> INFORMATION SHOWN
-- start --

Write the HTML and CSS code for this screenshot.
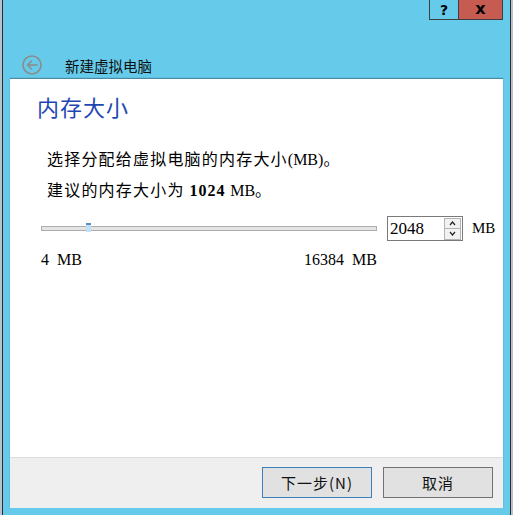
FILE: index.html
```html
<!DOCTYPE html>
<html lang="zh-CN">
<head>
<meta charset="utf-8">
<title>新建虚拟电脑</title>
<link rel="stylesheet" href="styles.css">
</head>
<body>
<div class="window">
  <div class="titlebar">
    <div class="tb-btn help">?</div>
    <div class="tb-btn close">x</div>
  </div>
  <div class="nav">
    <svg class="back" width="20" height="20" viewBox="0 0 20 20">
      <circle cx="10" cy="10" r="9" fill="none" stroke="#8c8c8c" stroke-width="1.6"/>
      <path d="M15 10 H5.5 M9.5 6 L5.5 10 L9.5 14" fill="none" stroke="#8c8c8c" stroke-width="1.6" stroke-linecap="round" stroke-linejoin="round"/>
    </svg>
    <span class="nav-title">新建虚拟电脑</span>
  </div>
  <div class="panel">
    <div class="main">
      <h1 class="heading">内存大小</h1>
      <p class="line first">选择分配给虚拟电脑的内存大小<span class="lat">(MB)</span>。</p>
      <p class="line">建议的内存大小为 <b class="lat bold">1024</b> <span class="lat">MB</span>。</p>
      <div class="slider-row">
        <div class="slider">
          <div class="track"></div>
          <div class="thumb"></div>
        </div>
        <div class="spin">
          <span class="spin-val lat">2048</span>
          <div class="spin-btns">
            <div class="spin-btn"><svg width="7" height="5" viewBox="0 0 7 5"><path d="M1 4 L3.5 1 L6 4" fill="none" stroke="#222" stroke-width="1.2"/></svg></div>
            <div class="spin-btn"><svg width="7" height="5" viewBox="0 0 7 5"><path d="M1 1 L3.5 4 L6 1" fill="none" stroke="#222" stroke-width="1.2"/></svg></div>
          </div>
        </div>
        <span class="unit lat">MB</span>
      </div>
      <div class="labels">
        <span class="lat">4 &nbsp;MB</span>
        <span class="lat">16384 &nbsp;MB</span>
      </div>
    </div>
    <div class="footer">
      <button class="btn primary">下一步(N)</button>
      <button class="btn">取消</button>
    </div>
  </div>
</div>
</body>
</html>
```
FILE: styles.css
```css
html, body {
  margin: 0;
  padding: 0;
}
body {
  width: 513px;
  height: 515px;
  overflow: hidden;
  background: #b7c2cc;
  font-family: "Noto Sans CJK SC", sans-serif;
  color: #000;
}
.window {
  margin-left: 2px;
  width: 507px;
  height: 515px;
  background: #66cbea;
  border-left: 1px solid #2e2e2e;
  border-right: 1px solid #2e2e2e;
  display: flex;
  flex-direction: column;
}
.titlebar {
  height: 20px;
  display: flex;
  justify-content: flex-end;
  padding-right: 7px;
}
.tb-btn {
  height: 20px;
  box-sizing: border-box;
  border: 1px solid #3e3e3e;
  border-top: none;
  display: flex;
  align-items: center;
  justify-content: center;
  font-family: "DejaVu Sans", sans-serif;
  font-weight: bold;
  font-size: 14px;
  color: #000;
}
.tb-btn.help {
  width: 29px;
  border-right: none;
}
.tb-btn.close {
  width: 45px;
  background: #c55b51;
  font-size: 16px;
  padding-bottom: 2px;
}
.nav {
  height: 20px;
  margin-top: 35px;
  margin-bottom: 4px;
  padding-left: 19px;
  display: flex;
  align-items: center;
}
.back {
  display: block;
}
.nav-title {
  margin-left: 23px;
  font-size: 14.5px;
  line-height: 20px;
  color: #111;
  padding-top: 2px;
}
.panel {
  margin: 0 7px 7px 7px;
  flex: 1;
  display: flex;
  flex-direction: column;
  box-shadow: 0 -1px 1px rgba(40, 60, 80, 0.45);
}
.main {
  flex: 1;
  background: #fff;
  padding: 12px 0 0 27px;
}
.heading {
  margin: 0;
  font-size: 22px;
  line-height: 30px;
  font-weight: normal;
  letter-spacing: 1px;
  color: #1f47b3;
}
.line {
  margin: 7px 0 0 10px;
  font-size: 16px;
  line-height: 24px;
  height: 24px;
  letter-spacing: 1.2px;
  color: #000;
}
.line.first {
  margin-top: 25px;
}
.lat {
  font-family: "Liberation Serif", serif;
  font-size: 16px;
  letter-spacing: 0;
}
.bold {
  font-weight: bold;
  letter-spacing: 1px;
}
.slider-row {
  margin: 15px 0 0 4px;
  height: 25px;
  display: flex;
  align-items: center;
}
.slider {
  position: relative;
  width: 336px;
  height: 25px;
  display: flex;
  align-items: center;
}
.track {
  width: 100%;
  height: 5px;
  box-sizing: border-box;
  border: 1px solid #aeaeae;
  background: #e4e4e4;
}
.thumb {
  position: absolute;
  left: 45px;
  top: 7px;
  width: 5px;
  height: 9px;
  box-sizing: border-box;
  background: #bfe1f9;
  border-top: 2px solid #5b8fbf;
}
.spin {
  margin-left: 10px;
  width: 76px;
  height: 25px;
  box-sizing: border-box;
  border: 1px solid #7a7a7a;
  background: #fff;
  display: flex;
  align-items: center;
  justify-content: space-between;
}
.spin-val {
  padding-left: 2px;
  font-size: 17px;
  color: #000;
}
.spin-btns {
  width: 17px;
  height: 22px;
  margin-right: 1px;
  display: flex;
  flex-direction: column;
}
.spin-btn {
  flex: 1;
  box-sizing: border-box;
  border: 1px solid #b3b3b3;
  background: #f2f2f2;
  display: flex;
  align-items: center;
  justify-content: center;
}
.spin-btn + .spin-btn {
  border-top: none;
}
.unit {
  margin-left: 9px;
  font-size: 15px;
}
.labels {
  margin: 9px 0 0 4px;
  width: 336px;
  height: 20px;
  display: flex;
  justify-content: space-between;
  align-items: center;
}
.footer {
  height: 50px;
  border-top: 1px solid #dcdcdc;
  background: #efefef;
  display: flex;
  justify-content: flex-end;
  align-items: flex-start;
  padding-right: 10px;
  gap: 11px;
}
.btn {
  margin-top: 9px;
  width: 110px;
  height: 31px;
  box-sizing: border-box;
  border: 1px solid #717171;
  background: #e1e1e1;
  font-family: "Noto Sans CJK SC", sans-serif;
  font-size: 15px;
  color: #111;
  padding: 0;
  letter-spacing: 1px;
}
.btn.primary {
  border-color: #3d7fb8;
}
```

-- end --

> DIRECTIVE
Omitting all images, print the listing exactly.

> WRITTEN RESPONSE
Write the HTML and CSS code for this screenshot.
FILE: index.html
```html
<!DOCTYPE html>
<html lang="zh-CN">
<head>
<meta charset="utf-8">
<title>新建虚拟电脑</title>
<link rel="stylesheet" href="styles.css">
</head>
<body>
<div class="window">
  <div class="titlebar">
    <div class="tb-btn help">?</div>
    <div class="tb-btn close">x</div>
  </div>
  <div class="nav">
    <svg class="back" width="20" height="20" viewBox="0 0 20 20">
      <circle cx="10" cy="10" r="9" fill="none" stroke="#8c8c8c" stroke-width="1.6"/>
      <path d="M15 10 H5.5 M9.5 6 L5.5 10 L9.5 14" fill="none" stroke="#8c8c8c" stroke-width="1.6" stroke-linecap="round" stroke-linejoin="round"/>
    </svg>
    <span class="nav-title">新建虚拟电脑</span>
  </div>
  <div class="panel">
    <div class="main">
      <h1 class="heading">内存大小</h1>
      <p class="line first">选择分配给虚拟电脑的内存大小<span class="lat">(MB)</span>。</p>
      <p class="line">建议的内存大小为 <b class="lat bold">1024</b> <span class="lat">MB</span>。</p>
      <div class="slider-row">
        <div class="slider">
          <div class="track"></div>
          <div class="thumb"></div>
        </div>
        <div class="spin">
          <span class="spin-val lat">2048</span>
          <div class="spin-btns">
            <div class="spin-btn"><svg width="7" height="5" viewBox="0 0 7 5"><path d="M1 4 L3.5 1 L6 4" fill="none" stroke="#222" stroke-width="1.2"/></svg></div>
            <div class="spin-btn"><svg width="7" height="5" viewBox="0 0 7 5"><path d="M1 1 L3.5 4 L6 1" fill="none" stroke="#222" stroke-width="1.2"/></svg></div>
          </div>
        </div>
        <span class="unit lat">MB</span>
      </div>
      <div class="labels">
        <span class="lat">4 &nbsp;MB</span>
        <span class="lat">16384 &nbsp;MB</span>
      </div>
    </div>
    <div class="footer">
      <button class="btn primary">下一步(N)</button>
      <button class="btn">取消</button>
    </div>
  </div>
</div>
</body>
</html>
```
FILE: styles.css
```css
html, body {
  margin: 0;
  padding: 0;
}
body {
  width: 513px;
  height: 515px;
  overflow: hidden;
  background: #b7c2cc;
  font-family: "Noto Sans CJK SC", sans-serif;
  color: #000;
}
.window {
  margin-left: 2px;
  width: 507px;
  height: 515px;
  background: #66cbea;
  border-left: 1px solid #2e2e2e;
  border-right: 1px solid #2e2e2e;
  display: flex;
  flex-direction: column;
}
.titlebar {
  height: 20px;
  display: flex;
  justify-content: flex-end;
  padding-right: 7px;
}
.tb-btn {
  height: 20px;
  box-sizing: border-box;
  border: 1px solid #3e3e3e;
  border-top: none;
  display: flex;
  align-items: center;
  justify-content: center;
  font-family: "DejaVu Sans", sans-serif;
  font-weight: bold;
  font-size: 14px;
  color: #000;
}
.tb-btn.help {
  width: 29px;
  border-right: none;
}
.tb-btn.close {
  width: 45px;
  background: #c55b51;
  font-size: 16px;
  padding-bottom: 2px;
}
.nav {
  height: 20px;
  margin-top: 35px;
  margin-bottom: 4px;
  padding-left: 19px;
  display: flex;
  align-items: center;
}
.back {
  display: block;
}
.nav-title {
  margin-left: 23px;
  font-size: 14.5px;
  line-height: 20px;
  color: #111;
  padding-top: 2px;
}
.panel {
  margin: 0 7px 7px 7px;
  flex: 1;
  display: flex;
  flex-direction: column;
  box-shadow: 0 -1px 1px rgba(40, 60, 80, 0.45);
}
.main {
  flex: 1;
  background: #fff;
  padding: 12px 0 0 27px;
}
.heading {
  margin: 0;
  font-size: 22px;
  line-height: 30px;
  font-weight: normal;
  letter-spacing: 1px;
  color: #1f47b3;
}
.line {
  margin: 7px 0 0 10px;
  font-size: 16px;
  line-height: 24px;
  height: 24px;
  letter-spacing: 1.2px;
  color: #000;
}
.line.first {
  margin-top: 25px;
}
.lat {
  font-family: "Liberation Serif", serif;
  font-size: 16px;
  letter-spacing: 0;
}
.bold {
  font-weight: bold;
  letter-spacing: 1px;
}
.slider-row {
  margin: 15px 0 0 4px;
  height: 25px;
  display: flex;
  align-items: center;
}
.slider {
  position: relative;
  width: 336px;
  height: 25px;
  display: flex;
  align-items: center;
}
.track {
  width: 100%;
  height: 5px;
  box-sizing: border-box;
  border: 1px solid #aeaeae;
  background: #e4e4e4;
}
.thumb {
  position: absolute;
  left: 45px;
  top: 7px;
  width: 5px;
  height: 9px;
  box-sizing: border-box;
  background: #bfe1f9;
  border-top: 2px solid #5b8fbf;
}
.spin {
  margin-left: 10px;
  width: 76px;
  height: 25px;
  box-sizing: border-box;
  border: 1px solid #7a7a7a;
  background: #fff;
  display: flex;
  align-items: center;
  justify-content: space-between;
}
.spin-val {
  padding-left: 2px;
  font-size: 17px;
  color: #000;
}
.spin-btns {
  width: 17px;
  height: 22px;
  margin-right: 1px;
  display: flex;
  flex-direction: column;
}
.spin-btn {
  flex: 1;
  box-sizing: border-box;
  border: 1px solid #b3b3b3;
  background: #f2f2f2;
  display: flex;
  align-items: center;
  justify-content: center;
}
.spin-btn + .spin-btn {
  border-top: none;
}
.unit {
  margin-left: 9px;
  font-size: 15px;
}
.labels {
  margin: 9px 0 0 4px;
  width: 336px;
  height: 20px;
  display: flex;
  justify-content: space-between;
  align-items: center;
}
.footer {
  height: 50px;
  border-top: 1px solid #dcdcdc;
  background: #efefef;
  display: flex;
  justify-content: flex-end;
  align-items: flex-start;
  padding-right: 10px;
  gap: 11px;
}
.btn {
  margin-top: 9px;
  width: 110px;
  height: 31px;
  box-sizing: border-box;
  border: 1px solid #717171;
  background: #e1e1e1;
  font-family: "Noto Sans CJK SC", sans-serif;
  font-size: 15px;
  color: #111;
  padding: 0;
  letter-spacing: 1px;
}
.btn.primary {
  border-color: #3d7fb8;
}
```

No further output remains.